───── DATASET EXCERPT

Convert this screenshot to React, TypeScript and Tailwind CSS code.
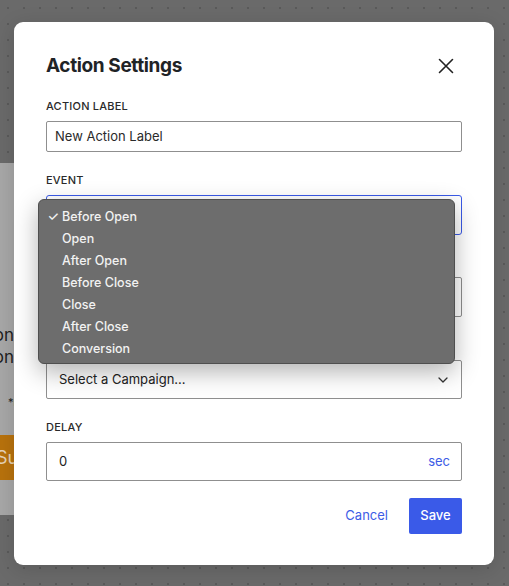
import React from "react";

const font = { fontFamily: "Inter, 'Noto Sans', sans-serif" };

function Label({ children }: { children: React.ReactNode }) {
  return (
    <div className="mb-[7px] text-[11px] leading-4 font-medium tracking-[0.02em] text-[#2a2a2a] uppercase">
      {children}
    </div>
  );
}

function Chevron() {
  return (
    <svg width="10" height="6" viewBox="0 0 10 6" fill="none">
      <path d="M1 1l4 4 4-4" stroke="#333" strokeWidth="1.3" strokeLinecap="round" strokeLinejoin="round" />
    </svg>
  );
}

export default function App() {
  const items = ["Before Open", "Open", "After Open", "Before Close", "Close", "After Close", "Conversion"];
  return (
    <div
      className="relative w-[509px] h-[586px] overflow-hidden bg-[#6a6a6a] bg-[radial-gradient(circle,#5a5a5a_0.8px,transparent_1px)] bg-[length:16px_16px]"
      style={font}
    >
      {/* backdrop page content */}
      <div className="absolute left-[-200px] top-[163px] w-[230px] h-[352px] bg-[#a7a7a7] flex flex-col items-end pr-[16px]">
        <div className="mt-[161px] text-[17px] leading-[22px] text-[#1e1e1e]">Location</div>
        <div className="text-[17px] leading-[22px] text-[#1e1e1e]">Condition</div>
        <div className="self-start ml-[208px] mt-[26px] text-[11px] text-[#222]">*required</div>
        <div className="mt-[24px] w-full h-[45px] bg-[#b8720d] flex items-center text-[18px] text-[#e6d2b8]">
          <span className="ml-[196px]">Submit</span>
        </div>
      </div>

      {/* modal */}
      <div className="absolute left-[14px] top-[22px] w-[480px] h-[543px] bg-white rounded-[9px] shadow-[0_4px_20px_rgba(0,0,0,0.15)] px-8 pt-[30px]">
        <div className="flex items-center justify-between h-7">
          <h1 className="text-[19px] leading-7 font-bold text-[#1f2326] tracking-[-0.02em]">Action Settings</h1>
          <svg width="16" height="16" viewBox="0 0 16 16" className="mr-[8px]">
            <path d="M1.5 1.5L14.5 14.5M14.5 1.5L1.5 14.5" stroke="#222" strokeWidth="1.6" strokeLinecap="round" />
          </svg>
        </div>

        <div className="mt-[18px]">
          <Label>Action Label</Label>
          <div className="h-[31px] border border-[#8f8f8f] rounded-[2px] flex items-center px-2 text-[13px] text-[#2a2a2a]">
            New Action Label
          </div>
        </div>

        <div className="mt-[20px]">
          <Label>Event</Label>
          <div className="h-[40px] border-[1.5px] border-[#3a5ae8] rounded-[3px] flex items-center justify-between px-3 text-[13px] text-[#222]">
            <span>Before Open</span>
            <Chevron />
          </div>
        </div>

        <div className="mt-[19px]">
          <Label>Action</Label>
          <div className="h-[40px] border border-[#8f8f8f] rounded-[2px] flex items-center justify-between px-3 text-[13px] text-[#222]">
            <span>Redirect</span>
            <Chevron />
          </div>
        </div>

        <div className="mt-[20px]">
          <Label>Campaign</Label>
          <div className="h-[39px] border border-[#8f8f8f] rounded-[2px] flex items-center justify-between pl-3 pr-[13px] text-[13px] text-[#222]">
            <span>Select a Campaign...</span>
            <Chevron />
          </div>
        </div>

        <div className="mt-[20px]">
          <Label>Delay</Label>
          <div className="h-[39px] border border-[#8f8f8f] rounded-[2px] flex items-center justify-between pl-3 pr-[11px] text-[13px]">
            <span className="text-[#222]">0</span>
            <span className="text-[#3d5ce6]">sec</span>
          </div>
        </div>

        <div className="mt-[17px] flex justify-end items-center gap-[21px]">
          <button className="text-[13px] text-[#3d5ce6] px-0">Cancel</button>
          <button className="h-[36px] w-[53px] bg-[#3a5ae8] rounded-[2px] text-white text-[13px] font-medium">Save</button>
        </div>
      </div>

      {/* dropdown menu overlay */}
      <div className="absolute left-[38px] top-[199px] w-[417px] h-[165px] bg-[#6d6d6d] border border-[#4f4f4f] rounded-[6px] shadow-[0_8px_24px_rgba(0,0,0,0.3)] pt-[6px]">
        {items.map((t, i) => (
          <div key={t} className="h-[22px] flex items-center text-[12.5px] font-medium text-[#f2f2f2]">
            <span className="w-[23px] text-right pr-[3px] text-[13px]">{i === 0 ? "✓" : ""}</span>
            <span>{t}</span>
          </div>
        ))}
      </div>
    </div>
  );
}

──────────

Wherever a line in the data above holds "React", copy that line.

Convert this screenshot to React, TypeScript and Tailwind CSS code.
import React from "react";
function Label({ children }: { children: React.ReactNode }) {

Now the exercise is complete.